Grant’s decision to pursue Bragg required Sherman to make a drastic change in the arrangements for his next mission. He had been preparing to move eastward to Knoxville, but he had now been ordered to attack south. That meant a redeployment of troops, artillery, and trains. But by this time XV Corps was expert at adjusting to such last-minute changes, and on November 26 Sherman fell in on the left of Thomas, heading south.
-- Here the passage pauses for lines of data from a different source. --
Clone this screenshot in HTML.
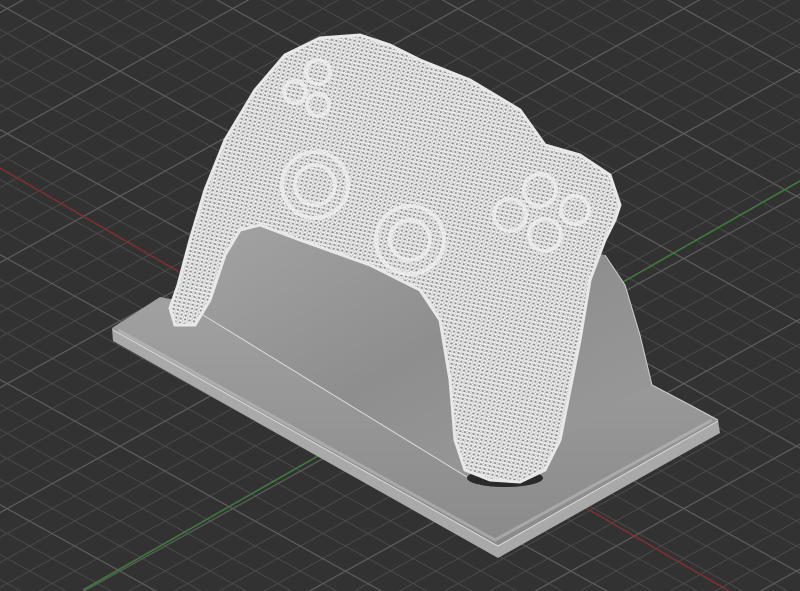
<!DOCTYPE html>
<html><head><meta charset="utf-8"><style>
html,body{margin:0;padding:0;background:#323232;overflow:hidden;width:800px;height:591px;}
svg{display:block;}
</style></head><body>
<svg width="800" height="591" viewBox="0 0 800 591" xmlns="http://www.w3.org/2000/svg">
<defs>
<pattern id="ga" width="800" height="25" patternUnits="userSpaceOnUse" patternTransform="skewY(29) translate(0,4)">
<rect x="0" y="0" width="800" height="1" fill="#4c4c4c"/></pattern>
<pattern id="gb" width="800" height="25" patternUnits="userSpaceOnUse" patternTransform="skewY(-29) translate(0,12)">
<rect x="0" y="0" width="800" height="1" fill="#4c4c4c"/></pattern>
<pattern id="ma" width="800" height="125" patternUnits="userSpaceOnUse" patternTransform="skewY(29) translate(0,4)">
<rect x="0" y="0" width="800" height="1.3" fill="#5e5e5e"/></pattern>
<pattern id="mb" width="800" height="125" patternUnits="userSpaceOnUse" patternTransform="skewY(-29) translate(0,12)">
<rect x="0" y="0" width="800" height="1.3" fill="#5e5e5e"/></pattern>
<pattern id="mesh" width="9" height="8" patternUnits="userSpaceOnUse" patternTransform="rotate(12)">
<rect width="9" height="8" fill="#8c8c8c"/>
<path d="M0 0H9M0 4H9M0 8H9M0 0L4.5 4L9 0M0 8L4.5 4L9 8M0 4L4.5 8M4.5 0L9 4M0 4L4.5 0M4.5 8L9 4" stroke="#eeeeee" stroke-width="1.1" fill="none"/>
</pattern>
<linearGradient id="riser" x1="0" y1="0" x2="1" y2="1">
<stop offset="0" stop-color="#a4a4a4"/><stop offset="0.5" stop-color="#8e8e8e"/><stop offset="1" stop-color="#9c9c9c"/></linearGradient>
<linearGradient id="basetop" x1="0" y1="0" x2="0" y2="1">
<stop offset="0" stop-color="#a8a8a8"/><stop offset="1" stop-color="#8a8a8a"/></linearGradient>
</defs>
<rect width="800" height="591" fill="#323232"/>
<rect width="800" height="591" fill="url(#ga)"/>
<rect width="800" height="591" fill="url(#gb)"/>
<rect width="800" height="591" fill="url(#ma)"/>
<rect width="800" height="591" fill="url(#mb)"/>
<line x1="0" y1="168" x2="729" y2="591" stroke="#7a3030" stroke-width="1.6"/>
<line x1="83" y1="590" x2="800" y2="181" stroke="#3f7a3a" stroke-width="1.6"/>
<polygon points="112,328 498,545 718,420 720,433 498,558 113,341" fill="#a9a9a9"/>
<polyline points="113,330 498,546 718,421" fill="none" stroke="#d8d8d8" stroke-width="1"/>
<polygon points="112,328 160,297 185,302 190,245 205,226 255,218 605,255 625,285 640,335 652,385 690,405 718,420 498,545" fill="url(#basetop)"/>
<polygon points="190,307 190,245 205,226 255,218 605,255 625,285 640,335 652,385 480,485" fill="url(#riser)"/>
<polyline points="190,307 480,485" stroke="#dcdcdc" stroke-width="1" fill="none"/>
<polyline points="605,255 625,285 640,335 652,385 690,405 718,420" stroke="#cfcfcf" stroke-width="1" fill="none"/>
<polyline points="118,330 495,540 712,420" stroke="#c4c4c4" stroke-width="3" fill="none" opacity="0.5"/>
<ellipse cx="505" cy="478" rx="38" ry="9" fill="#2a2a2a"/>
<path d="M170,308 L178,285 190,240 205,190 225,140 255,90 285,55 320,38 360,35 390,45 420,60 470,80 520,110 545,145 580,155 610,175 620,205 615,220 605,240 590,280 580,340 570,390 560,440 545,470 520,482 490,480 465,470 455,440 450,380 440,320 420,290 370,265 300,240 260,225 240,230 225,255 210,300 195,325 175,325 Z" fill="url(#mesh)" stroke="#e8e8e8" stroke-width="3"/>
<g fill="none" stroke="#f0f0f0" stroke-width="4" opacity="0.8">
<circle cx="315" cy="185" r="33"/><circle cx="315" cy="185" r="20"/>
<circle cx="410" cy="240" r="34"/><circle cx="410" cy="240" r="20"/>
<circle cx="540" cy="190" r="16"/><circle cx="510" cy="215" r="16"/><circle cx="545" cy="235" r="16"/><circle cx="575" cy="210" r="14"/>
<circle cx="318" cy="72" r="12"/><circle cx="295" cy="92" r="11"/><circle cx="318" cy="105" r="11"/>
</g>
</svg>
</body></html>
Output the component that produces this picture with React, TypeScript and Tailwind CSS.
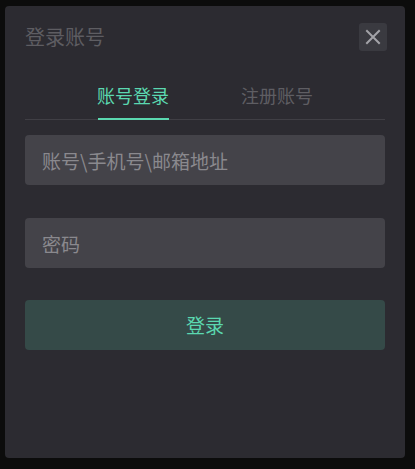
import React from "react";

export default function App() {
  const font = { fontFamily: '"Noto Sans CJK SC", "Noto Sans", sans-serif' };
  return (
    <div className="w-[415px] h-[469px] bg-[#0c0c0c] pt-[6px] pl-[5px]" style={font}>
      <div className="w-[400px] h-[452px] bg-[#2c2b31] rounded-[4px] px-[20px] pt-[17px] flex flex-col">
        <div className="flex items-center justify-between h-[28px]">
          <div className="text-[20px] leading-[28px] text-[#5e5d62]">登录账号</div>
          <button className="w-[28px] h-[28px] -mr-[2px] rounded-[3px] bg-[#3a3a40] flex items-center justify-center">
            <svg width="16" height="16" viewBox="0 0 16 16" fill="none" stroke="#a3a3a8" strokeWidth="2" strokeLinecap="square">
              <path d="M2 2 L14 14 M14 2 L2 14" />
            </svg>
          </button>
        </div>
        <div className="mt-[32px] flex justify-center gap-[72px] border-b border-[#403f45]">
          <div className="flex flex-col items-center w-[72px]">
            <span className="text-[18px] leading-[24px] text-[#5bd8b0] whitespace-nowrap">账号登录</span>
            <div className="mt-[11px] h-[2px] w-[71px] bg-[#5bd8b0] -mb-px" />
          </div>
          <div className="flex flex-col items-center w-[72px]">
            <span className="text-[18px] leading-[24px] text-[#5f5e63] whitespace-nowrap">注册账号</span>
            <div className="mt-[11px] h-[2px] w-[71px] -mb-px" />
          </div>
        </div>
        <input
          className="mt-[15px] h-[50px] w-full rounded-[4px] bg-[#444349] pl-[17px] text-[19px] text-[#d0d0d4] placeholder:text-[#8a898e] outline-none"
          placeholder="账号\手机号\邮箱地址"
          style={font}
        />
        <input
          type="password"
          className="mt-[33px] h-[50px] w-full rounded-[4px] bg-[#444349] pl-[17px] text-[19px] text-[#d0d0d4] placeholder:text-[#8a898e] outline-none"
          placeholder="密码"
          style={font}
        />
        <button
          className="mt-[32px] h-[50px] w-full rounded-[4px] bg-[#354a48] text-[19px] text-[#5bd8b0]"
          style={font}
        >
          登录
        </button>
      </div>
    </div>
  );
}
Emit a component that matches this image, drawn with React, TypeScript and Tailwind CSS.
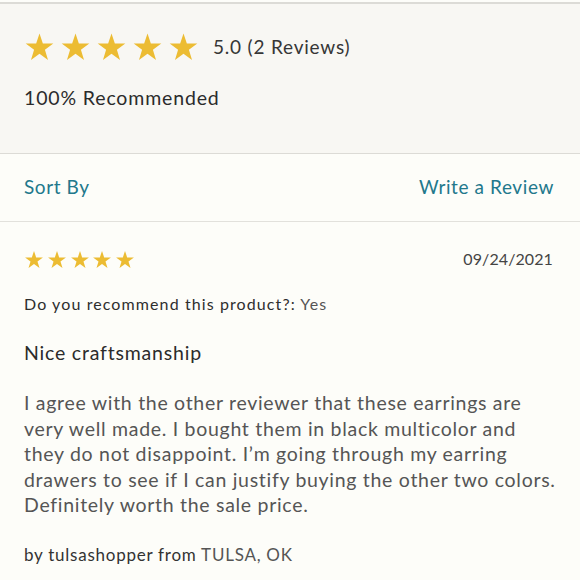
import React from 'react';

const Star: React.FC<{ size: number }> = ({ size }) => (
  <svg width={size} height={size} viewBox="0 0 24 24" className="shrink-0">
    <polygon
      fill="#ecbc33"
      points="12,1.2 14.6,8.9 22.7,8.9 16.2,13.8 18.6,21.6 12,16.9 5.4,21.6 7.8,13.8 1.3,8.9 9.4,8.9"
    />
  </svg>
);

const App: React.FC = () => {
  return (
    <div className="w-[580px] h-[580px] overflow-hidden bg-[#fdfdf9] font-['Lato','Noto_Sans',sans-serif]">
      <section className="mt-[2px] border-t-2 border-b border-[#dcdbd6] bg-[#f8f7f3] h-[152px] px-6">
        <div className="flex items-center h-[30px] mt-[28px]">
          <div className="flex gap-[5px]">
            {[0, 1, 2, 3, 4].map((i) => (
              <Star key={i} size={31} />
            ))}
          </div>
          <span className="ml-[14px] text-[19px] text-[#363636] tracking-[0.8px]">5.0 (2 Reviews)</span>
        </div>
        <div className="mt-[21px] text-[19.5px] text-[#2b2b2b] tracking-[0.85px]">100% Recommended</div>
      </section>

      <section className="flex items-center justify-between h-[68px] px-6 border-b border-[#e2e1dc] text-[19px] text-[#22788c] tracking-[0.6px]">
        <span>Sort By</span>
        <span className="mr-[2px]">Write a Review</span>
      </section>

      <section className="px-6 pt-[27px]">
        <div className="flex items-center justify-between h-[22px]">
          <div className="flex gap-[2.8px]">
            {[0, 1, 2, 3, 4].map((i) => (
              <Star key={i} size={20} />
            ))}
          </div>
          <span className="text-[16px] leading-[20px] text-[#444] tracking-[0.1px] mr-[3px] -mt-[2px]">09/24/2021</span>
        </div>
        <div className="mt-[23px] text-[16px] leading-[20px] text-[#2e2e2e] tracking-[1.1px]">
          Do you recommend this product?: <span className="text-[#555]">Yes</span>
        </div>
        <div className="mt-[27px] text-[19.5px] leading-[24px] text-[#2b2b2b] tracking-[0.8px]">Nice craftsmanship</div>
        <p className="mt-[25px] text-[19.5px] leading-[25.6px] text-[#555] tracking-[0.7px]">
          I agree with the other reviewer that these earrings are very well made. I bought them in black multicolor and
          they do not disappoint. I’m going through my earring drawers to see if I can justify buying the other two
          colors. Definitely worth the sale price.
        </p>
        <div className="mt-[26px] text-[17px] leading-[22px] text-[#333] tracking-[0.75px]">
          by tulsashopper from <span className="text-[#555]">TULSA, OK</span>
        </div>
      </section>
    </div>
  );
};

export default App;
The use of Sherman’s force made the difference in Grant’s decision, very much as Longstreet’s corps made all the difference to Bragg. With Sherman’s XV Corps on hand, Grant held the advantage; with Longstreet on hand, Bragg had the advantage. It had, for example, been Longstreet’s absence at Missionary Ridge that made Grant’s victory there a foregone conclusion. The presence or absence of either decided the outcome.

The pursuit of Bragg was soon dropped. As a result, Grant reinstated his orders for Sherman to relieve Burnside. The difficulties, as usual, were logistical. The distance from Chattanooga to Knoxville is about 130 miles, and though the countryside could provide meat, bread, and forage, it could not provide salt or ammunition. And since it was so late in the autumn, the lack of winter clothing was a cause of suffering. Thus Sherman’s account of the period consists of descriptions of road conditions, blown bridges, and the like. Skirmishes were few and did not impede progress.

Sherman arrived in the vicinity of Knoxville on December 5, only to find that Longstreet, who had never reconciled himself to being detached from Lee’s Army of Northern Virginia, had departed for Petersburg to rejoin Lee. That did not mean, however, that Sherman’s grueling march to Knoxville was a waste of time and effort. Had it not been for his approach, Longstreet might not have lifted his threat to Knoxville, and Burnside might have been forced to surrender.

The Chattanooga campaign had been a stern ordeal for Sherman and his men. The casualties in the battle and the various skirmishes had not been heavy by the grim mathematics of war, but the endurance required of Sherman and his men had been severe. And its end saw the departure of Sherman from XV Corps.